Direct fines vary sharply between these markets, but indirect costs (denied VAT deductions, audit triggers, blocked receivables) often dwarf the headline penalties. Here is what businesses face if they miss the deadline.
Table of Contents
Oman: Penalties Sit Inside the VAT Law
Oman's Fawtara system follows a Peppol-based 5-corner model under the Oman Tax Authority (OTA). The rollout runs in four phases: Phase 1 in August 2026 (around 100 of the largest VAT-registered companies), Phase 2 in February 2027 (remaining large taxpayers), Phase 3 in August 2027 (all other VAT-registered businesses including SMEs), and Phase 4 in 2028 for government entities. The OTA has launched a public Rollout Checker at tms.taxoman.gov.om/portal/rollout-checking, allowing any business to enter its VATIN and confirm its assigned phase.
The OTA has not published a Fawtara-specific penalty schedule. Enforcement runs through the existing VAT Law (Royal Decree 121/2020):
- Failure to issue a tax invoice: 50% of the tax due, minimum OMR 50 per offense.
- Deliberate refusal to issue invoices or maintain records: OMR 1,000 to 10,000, or imprisonment of 2 months to 1 year, or both.
- Deliberate failure to register or file returns: OMR 5,000 to 20,000, or imprisonment up to 3 years. Repeat violations can double the penalty.
- Late VAT payment: 1% per month on the unpaid amount.
- Late VAT return filing: OMR 500 to 5,000.
- Tax evasion or fraud: Fines up to OMR 20,000 and imprisonment up to 3 years.
E-invoices must be archived for 10 years (15 for real estate). Record-keeping failures invite fines of OMR 1,000 to 5,000.
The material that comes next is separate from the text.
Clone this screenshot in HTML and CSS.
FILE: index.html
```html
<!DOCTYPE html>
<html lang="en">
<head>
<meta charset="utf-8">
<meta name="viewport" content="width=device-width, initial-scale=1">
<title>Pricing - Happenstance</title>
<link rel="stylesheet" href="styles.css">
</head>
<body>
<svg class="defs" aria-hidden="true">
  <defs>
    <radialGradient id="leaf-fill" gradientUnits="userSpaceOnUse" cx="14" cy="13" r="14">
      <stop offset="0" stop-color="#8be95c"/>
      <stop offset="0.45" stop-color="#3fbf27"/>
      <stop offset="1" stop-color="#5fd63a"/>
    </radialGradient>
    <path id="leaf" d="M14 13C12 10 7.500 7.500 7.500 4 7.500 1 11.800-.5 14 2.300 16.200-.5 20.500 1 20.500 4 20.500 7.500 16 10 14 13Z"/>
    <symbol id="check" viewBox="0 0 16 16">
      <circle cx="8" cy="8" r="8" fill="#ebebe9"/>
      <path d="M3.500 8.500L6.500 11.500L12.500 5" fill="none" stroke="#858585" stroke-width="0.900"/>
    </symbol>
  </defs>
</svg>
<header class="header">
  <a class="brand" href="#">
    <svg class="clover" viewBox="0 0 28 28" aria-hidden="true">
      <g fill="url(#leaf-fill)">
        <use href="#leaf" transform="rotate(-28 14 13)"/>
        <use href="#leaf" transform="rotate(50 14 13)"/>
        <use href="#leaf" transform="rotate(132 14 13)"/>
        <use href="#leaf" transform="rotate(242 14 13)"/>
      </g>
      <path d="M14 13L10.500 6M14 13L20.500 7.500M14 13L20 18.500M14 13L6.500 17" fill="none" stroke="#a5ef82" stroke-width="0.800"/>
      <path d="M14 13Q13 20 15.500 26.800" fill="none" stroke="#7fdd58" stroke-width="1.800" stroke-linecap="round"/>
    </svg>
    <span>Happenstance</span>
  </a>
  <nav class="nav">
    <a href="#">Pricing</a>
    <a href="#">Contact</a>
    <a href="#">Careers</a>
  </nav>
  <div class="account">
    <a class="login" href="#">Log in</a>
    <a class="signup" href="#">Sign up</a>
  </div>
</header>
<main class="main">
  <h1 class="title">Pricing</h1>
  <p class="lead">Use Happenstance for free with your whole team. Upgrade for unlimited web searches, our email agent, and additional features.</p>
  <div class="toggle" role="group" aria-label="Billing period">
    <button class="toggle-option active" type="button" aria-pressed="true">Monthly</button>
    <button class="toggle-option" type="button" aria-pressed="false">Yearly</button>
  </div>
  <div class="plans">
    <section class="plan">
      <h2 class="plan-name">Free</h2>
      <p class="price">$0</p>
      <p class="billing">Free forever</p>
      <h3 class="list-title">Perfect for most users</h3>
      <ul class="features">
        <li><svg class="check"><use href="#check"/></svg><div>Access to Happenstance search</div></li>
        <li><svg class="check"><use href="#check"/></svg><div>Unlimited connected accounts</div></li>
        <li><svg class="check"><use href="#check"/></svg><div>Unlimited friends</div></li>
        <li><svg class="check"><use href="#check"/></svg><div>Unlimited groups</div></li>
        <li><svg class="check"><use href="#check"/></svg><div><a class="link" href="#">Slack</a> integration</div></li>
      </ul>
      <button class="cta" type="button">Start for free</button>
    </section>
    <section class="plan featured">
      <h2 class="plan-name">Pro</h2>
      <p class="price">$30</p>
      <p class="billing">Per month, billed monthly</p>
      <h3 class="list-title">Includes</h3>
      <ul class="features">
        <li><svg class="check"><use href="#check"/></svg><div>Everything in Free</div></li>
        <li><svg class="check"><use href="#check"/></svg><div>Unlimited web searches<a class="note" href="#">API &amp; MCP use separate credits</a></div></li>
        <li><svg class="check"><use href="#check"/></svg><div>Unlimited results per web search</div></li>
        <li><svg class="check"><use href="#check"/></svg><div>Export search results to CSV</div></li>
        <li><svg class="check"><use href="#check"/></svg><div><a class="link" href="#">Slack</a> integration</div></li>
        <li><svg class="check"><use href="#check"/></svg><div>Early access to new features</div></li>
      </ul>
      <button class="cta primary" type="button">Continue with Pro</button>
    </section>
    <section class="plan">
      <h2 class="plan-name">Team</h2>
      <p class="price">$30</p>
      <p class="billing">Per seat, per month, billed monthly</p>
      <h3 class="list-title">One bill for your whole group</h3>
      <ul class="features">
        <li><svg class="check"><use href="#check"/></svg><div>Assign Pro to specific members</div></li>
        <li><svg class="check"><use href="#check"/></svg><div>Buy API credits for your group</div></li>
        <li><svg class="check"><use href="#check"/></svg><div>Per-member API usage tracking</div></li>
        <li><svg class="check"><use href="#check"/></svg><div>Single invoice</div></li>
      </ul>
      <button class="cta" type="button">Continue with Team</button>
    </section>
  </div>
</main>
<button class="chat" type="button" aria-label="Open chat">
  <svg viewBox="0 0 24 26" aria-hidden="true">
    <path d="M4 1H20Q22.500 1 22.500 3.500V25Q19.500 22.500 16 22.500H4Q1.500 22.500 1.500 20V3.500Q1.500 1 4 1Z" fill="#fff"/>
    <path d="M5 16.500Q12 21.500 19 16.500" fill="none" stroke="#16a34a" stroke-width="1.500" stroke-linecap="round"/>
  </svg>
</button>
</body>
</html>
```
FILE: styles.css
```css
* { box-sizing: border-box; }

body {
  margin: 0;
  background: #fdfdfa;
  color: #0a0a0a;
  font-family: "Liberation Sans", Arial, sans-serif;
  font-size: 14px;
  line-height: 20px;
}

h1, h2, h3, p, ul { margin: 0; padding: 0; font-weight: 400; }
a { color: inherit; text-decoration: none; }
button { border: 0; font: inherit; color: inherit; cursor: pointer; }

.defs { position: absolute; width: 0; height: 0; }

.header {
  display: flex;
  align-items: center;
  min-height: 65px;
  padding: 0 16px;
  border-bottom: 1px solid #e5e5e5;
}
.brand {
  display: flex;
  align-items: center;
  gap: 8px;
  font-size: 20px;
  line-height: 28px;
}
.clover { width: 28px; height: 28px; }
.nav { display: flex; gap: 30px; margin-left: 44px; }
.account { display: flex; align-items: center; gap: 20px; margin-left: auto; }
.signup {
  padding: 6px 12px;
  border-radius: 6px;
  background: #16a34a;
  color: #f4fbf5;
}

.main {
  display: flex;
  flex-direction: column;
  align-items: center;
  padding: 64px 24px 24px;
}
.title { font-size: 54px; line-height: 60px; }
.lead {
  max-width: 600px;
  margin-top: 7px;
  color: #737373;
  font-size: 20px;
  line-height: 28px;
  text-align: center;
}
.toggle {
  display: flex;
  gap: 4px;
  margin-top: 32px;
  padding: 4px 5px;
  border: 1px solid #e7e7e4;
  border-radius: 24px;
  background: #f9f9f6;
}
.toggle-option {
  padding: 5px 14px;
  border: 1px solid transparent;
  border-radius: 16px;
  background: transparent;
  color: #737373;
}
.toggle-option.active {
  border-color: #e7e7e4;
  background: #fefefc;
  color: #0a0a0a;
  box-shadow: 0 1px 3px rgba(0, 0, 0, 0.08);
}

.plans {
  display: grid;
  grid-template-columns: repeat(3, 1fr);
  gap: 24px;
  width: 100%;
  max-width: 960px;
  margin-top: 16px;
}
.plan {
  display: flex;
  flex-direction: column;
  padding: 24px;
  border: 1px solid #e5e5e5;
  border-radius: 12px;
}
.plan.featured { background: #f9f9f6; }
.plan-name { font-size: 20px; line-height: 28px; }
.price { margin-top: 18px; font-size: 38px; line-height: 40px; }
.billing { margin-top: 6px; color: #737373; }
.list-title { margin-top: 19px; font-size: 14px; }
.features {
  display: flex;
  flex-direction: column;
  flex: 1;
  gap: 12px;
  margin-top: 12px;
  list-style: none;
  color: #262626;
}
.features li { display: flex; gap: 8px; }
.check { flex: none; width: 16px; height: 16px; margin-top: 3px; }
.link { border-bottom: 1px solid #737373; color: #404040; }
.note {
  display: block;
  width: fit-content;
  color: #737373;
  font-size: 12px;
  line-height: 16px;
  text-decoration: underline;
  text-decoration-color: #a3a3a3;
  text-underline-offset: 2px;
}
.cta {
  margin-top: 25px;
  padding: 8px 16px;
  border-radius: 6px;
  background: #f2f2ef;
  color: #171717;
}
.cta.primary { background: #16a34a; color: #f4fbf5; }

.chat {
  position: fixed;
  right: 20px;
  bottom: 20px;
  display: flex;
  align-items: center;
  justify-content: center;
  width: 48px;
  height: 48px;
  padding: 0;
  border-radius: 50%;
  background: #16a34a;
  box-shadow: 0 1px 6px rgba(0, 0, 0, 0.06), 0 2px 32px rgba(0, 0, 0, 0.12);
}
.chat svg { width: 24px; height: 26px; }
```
France: Per-Invoice Fines Under the Finance Act 2026
France enforces its mandate on a phased schedule. From 1 September 2026, all businesses must be able to receive e-invoices, and large and mid-sized companies (ETI) must also issue them. SMEs and micro-enterprises follow on 1 September 2027.
The penalty regime was formally revised by the Finance Act 2026 (Law No. 2026-103 of 19 February 2026), which amended Articles 1737 and 1788 D of the Code Général des Impôts (CGI) and introduced a new Article 1737 IV bis. The previous rates of €15 per invoice and €250 per e-reporting transmission have been increased:
- E-invoicing non-compliance (Article 1737 III CGI) : €50 per invoice, capped at €15,000 per calendar year.
- E-reporting non-compliance (Article 1788 D CGI): €500 per missing or late transmission, capped at €15,000 per year per category.
- Failure to designate an Approved Platform (Article 1737 IV bis CGI): A new sanction. After formal notice, businesses have three months to designate a Plateforme Agréée (PA). Failure triggers a €500 fine, then €1,000 every three months until regularised.
- VAT deduction risk: Invoices that fail Factur-X, UBL, or CII format requirements can be challenged in audits.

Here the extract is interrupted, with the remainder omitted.